The Lawrence School Cemetery
(1872 - 1950's)
History of the School and Cemetery
Major General Sir Henry Montgomery Lawrence (1806-1857), voluntary soldier, surveyor and philanthropist along with his brothers Alexander and George started an endowment to provide asylum and subsequently schooling to the orphaned children of the British soldiers in India whose numbers were growing in the mid nineteenth century. The institutions which were established in Sanawar (in 846), Mount Abu (in 1856), and Ghora Galli (in 1860) and in the then Toda land of the blue mountains in Nilgiri (called Whote Mund or Whatacaymund that turned into Ootacamund in 1867) became educational institutes with the name of the Lawrence Schools. With the recognition of the British Royalty in 1920'S the school at Lovedale was named the Lawrence Memorial Royal Military School in 1925.

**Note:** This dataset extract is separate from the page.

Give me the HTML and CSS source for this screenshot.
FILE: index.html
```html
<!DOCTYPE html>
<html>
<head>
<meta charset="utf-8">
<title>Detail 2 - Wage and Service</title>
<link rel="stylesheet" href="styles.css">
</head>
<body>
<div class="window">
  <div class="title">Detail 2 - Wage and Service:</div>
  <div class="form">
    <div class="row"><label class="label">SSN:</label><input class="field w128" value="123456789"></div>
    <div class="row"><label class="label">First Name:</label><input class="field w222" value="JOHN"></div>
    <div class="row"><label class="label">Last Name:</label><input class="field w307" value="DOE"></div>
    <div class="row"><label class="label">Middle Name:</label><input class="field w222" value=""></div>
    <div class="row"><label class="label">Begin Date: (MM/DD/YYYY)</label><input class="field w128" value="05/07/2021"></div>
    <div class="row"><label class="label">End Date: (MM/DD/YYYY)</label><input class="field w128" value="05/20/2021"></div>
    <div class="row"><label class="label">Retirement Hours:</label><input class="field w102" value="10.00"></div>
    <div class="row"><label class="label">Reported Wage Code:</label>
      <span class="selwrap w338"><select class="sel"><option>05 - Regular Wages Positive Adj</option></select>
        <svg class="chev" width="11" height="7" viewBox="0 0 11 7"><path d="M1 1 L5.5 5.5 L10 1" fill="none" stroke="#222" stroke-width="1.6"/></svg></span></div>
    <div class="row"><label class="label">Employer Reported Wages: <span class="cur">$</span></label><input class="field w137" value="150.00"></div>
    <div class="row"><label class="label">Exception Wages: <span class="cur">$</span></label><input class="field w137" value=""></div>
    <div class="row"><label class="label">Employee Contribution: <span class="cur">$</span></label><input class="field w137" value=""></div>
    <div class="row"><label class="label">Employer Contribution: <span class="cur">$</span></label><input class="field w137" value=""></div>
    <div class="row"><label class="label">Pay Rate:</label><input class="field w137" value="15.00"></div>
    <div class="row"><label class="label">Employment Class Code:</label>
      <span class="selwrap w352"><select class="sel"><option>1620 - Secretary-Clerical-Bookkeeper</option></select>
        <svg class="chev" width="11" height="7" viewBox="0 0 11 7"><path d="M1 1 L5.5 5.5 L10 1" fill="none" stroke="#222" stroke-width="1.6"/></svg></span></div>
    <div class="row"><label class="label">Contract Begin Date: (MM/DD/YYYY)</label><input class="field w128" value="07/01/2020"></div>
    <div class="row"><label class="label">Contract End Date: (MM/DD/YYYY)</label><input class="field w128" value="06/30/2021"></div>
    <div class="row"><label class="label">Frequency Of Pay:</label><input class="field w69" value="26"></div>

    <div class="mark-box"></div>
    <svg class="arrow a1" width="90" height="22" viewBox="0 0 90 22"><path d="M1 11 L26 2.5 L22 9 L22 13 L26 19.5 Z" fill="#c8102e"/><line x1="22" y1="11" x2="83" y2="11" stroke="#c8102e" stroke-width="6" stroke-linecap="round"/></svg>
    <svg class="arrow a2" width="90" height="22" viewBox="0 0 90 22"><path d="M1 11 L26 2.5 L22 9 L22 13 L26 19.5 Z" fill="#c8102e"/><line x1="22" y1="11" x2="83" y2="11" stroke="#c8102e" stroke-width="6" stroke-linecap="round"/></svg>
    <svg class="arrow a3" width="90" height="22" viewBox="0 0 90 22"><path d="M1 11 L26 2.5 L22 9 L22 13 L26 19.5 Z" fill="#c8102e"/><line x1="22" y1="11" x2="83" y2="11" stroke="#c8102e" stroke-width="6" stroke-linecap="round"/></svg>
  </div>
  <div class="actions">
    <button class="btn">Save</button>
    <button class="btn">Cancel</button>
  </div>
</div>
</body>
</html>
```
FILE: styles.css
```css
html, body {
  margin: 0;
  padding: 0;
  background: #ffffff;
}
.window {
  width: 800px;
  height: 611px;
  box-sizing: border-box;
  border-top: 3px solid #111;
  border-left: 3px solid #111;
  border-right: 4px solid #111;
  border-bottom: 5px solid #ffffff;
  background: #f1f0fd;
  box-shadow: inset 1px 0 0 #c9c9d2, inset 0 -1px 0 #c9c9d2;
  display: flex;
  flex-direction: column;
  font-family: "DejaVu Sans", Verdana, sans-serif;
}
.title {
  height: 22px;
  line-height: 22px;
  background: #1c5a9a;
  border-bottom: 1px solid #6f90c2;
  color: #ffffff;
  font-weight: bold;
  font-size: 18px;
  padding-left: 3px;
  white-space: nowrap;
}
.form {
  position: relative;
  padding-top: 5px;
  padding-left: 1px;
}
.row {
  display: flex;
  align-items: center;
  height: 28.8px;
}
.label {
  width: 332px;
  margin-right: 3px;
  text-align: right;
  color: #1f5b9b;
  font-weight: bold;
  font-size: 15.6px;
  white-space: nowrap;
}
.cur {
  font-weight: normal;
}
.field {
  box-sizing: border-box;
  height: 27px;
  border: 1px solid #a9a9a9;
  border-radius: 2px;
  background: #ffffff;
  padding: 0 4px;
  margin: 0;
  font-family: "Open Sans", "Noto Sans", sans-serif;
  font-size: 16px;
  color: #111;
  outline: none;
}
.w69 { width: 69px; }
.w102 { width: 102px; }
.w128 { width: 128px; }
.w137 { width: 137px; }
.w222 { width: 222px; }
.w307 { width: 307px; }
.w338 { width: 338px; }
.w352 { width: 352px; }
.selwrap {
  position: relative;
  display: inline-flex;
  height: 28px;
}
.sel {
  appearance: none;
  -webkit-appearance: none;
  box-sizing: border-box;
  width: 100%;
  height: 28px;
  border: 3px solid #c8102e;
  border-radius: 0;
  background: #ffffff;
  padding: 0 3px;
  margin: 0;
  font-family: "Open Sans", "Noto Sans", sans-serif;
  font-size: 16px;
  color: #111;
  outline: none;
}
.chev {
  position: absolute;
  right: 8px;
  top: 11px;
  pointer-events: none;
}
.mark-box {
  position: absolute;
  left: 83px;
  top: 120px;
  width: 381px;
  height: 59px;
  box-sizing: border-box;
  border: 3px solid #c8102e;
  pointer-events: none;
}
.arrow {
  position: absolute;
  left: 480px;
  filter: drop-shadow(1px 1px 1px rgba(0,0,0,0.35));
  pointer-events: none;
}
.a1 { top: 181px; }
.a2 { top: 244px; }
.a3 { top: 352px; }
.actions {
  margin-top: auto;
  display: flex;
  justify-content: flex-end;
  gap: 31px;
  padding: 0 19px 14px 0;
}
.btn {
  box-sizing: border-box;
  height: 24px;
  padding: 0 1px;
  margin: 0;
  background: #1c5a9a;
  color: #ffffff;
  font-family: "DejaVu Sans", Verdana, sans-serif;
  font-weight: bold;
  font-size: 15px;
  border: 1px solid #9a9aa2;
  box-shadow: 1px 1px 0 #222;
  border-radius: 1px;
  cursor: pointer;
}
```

The main school building with its Italian Gothic details was designed by the great British architect Robert Chisolm and executed under Military Engineers as was the norm in the East India Company using, curiously, Chinese convicts from the Madras prison. The crafted living monument was perhaps one of the earlier works of the said architect who has designed some of the best arts and crafts period buildings in India namely the Premadasa Hall in Maharaja Sayyajirao University in Baroda, Napier Sea Museum in Trivandrum, Senate House, Madras, PWD Building and Chennai Central Railway building in Chennai and possibly more. His signature styles involved exposed brick masonry, use of domes etc.

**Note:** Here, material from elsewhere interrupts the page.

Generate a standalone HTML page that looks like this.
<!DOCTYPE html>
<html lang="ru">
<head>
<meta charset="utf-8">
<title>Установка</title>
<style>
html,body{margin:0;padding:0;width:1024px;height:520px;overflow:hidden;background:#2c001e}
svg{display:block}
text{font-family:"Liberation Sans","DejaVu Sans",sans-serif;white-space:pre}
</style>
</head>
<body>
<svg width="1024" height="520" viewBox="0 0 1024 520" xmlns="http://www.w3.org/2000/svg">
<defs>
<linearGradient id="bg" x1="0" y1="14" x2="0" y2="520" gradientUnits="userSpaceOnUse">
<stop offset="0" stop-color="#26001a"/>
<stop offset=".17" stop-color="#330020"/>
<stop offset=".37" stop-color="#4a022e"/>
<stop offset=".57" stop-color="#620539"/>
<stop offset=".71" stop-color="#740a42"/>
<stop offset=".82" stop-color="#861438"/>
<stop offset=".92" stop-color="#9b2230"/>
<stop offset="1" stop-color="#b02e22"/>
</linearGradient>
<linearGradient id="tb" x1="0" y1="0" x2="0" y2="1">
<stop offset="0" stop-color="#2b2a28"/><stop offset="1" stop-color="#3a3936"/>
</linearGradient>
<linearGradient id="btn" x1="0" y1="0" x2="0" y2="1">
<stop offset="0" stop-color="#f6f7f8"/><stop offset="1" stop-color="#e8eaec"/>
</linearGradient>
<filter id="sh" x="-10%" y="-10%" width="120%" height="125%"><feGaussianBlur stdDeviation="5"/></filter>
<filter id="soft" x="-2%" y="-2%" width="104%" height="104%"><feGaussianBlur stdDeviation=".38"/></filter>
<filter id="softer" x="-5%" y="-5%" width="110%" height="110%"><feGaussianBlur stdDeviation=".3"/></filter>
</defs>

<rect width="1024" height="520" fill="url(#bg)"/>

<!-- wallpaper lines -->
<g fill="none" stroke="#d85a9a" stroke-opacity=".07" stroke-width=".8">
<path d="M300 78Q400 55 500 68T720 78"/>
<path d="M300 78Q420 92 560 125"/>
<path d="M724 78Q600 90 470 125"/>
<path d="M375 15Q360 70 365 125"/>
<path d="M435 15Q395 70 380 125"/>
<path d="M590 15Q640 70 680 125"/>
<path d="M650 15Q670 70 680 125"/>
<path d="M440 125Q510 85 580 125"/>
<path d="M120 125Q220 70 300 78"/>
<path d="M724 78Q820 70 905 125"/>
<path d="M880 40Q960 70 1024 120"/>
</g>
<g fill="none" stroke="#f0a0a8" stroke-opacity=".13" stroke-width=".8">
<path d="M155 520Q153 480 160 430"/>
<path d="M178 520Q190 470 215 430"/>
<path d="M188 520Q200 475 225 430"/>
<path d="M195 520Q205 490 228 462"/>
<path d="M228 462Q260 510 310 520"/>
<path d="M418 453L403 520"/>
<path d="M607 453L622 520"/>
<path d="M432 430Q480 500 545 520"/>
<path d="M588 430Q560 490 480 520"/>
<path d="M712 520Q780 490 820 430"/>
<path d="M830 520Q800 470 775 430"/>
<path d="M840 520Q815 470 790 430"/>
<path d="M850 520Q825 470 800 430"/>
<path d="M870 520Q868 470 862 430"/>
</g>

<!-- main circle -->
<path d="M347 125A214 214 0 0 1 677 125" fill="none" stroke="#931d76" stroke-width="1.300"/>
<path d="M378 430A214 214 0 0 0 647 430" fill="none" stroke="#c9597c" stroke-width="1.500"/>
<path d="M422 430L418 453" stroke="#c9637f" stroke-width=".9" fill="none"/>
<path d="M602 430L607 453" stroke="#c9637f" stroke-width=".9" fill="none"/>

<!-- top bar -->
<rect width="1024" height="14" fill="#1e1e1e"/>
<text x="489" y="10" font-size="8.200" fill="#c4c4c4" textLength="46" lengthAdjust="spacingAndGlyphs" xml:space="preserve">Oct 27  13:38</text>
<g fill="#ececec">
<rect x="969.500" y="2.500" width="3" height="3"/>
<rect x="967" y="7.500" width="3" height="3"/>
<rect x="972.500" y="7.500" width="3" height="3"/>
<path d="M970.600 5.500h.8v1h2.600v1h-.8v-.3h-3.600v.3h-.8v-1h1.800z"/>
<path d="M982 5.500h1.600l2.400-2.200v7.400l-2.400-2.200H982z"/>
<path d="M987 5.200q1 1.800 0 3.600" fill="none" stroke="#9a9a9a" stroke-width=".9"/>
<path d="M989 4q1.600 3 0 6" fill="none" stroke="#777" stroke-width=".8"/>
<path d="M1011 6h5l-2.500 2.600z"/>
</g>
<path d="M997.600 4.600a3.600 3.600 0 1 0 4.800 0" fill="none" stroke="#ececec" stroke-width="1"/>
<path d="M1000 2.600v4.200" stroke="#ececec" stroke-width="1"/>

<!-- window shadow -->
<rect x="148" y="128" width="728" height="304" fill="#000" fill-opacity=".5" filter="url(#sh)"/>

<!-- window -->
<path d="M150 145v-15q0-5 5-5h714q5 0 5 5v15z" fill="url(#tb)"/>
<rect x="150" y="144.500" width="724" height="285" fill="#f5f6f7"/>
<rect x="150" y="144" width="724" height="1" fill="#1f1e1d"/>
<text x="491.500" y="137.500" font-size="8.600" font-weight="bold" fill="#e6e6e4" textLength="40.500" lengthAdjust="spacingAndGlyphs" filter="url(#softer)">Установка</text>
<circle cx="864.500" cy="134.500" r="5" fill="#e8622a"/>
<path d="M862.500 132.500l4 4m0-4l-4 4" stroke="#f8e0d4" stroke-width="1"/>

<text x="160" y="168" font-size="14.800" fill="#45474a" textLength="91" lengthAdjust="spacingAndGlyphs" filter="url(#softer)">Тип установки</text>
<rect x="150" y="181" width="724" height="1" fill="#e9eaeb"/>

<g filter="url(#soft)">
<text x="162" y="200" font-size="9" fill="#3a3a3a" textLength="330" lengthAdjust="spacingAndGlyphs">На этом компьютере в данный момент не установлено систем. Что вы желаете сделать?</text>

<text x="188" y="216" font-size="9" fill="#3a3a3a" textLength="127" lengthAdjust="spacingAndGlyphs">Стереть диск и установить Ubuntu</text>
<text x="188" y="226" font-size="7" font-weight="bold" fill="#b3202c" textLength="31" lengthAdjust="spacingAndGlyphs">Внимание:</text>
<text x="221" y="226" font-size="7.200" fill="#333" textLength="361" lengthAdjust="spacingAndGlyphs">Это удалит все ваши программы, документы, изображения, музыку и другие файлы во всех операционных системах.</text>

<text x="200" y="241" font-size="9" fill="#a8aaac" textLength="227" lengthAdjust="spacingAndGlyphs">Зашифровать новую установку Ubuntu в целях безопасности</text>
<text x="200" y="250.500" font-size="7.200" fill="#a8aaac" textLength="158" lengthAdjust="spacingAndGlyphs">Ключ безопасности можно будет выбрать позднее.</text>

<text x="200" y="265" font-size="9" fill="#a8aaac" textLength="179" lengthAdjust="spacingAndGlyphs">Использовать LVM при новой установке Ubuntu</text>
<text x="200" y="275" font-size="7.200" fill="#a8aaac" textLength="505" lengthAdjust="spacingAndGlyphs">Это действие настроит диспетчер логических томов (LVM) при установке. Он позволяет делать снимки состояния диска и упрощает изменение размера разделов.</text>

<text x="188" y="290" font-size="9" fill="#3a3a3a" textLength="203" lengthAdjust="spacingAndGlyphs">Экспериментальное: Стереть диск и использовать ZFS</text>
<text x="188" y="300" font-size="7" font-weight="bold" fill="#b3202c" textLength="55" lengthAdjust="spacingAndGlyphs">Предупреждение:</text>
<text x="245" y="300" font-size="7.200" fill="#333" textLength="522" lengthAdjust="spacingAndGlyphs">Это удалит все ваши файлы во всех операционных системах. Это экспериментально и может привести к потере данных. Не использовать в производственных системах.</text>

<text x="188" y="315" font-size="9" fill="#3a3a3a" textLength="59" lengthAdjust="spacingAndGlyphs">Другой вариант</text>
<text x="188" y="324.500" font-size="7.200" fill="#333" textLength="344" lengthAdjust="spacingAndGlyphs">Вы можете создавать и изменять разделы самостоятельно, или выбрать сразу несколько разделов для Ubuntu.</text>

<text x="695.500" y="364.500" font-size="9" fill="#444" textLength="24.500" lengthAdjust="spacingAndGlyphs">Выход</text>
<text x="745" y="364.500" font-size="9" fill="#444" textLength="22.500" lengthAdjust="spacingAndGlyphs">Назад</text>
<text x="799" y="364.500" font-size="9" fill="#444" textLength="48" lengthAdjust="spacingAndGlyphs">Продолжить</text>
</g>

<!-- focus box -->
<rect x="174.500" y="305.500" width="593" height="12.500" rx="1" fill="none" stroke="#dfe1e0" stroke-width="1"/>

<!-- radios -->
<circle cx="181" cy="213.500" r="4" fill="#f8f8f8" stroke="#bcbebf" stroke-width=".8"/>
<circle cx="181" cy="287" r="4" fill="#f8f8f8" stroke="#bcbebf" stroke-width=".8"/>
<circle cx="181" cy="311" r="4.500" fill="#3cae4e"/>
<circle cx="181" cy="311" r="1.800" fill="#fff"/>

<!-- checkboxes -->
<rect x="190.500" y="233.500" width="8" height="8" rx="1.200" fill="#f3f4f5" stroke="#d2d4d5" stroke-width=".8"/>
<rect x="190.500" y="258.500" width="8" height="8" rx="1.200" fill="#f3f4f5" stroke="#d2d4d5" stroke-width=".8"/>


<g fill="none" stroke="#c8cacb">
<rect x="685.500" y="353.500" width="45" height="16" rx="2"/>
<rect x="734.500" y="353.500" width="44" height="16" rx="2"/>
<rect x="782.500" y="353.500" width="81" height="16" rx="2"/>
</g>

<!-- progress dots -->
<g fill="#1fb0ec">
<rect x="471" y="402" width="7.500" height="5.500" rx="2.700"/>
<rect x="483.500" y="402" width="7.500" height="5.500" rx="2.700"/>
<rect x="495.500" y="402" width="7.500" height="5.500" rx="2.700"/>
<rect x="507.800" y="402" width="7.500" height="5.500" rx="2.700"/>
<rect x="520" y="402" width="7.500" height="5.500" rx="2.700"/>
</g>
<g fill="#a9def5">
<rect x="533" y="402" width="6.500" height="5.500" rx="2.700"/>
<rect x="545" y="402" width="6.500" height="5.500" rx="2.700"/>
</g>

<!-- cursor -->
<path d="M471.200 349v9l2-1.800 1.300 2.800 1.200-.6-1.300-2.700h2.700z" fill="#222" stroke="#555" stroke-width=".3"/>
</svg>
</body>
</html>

Situated in 11-12-degree North Latitude and 76-77-degree East Longitude at 7330' above MSL, it also has its own (first European) cemetery on ancient Shola (tropical sloping grasslands, Colai in Tamil) grassland, now well wooded and fenced with a masonry compound. It is a peaceful heritage precinct protected remarkably by the school. There are presently 142 tombs, including a few of fairly recent times. The Cemetery has been restored during 2018 by a few Old Lawrencians.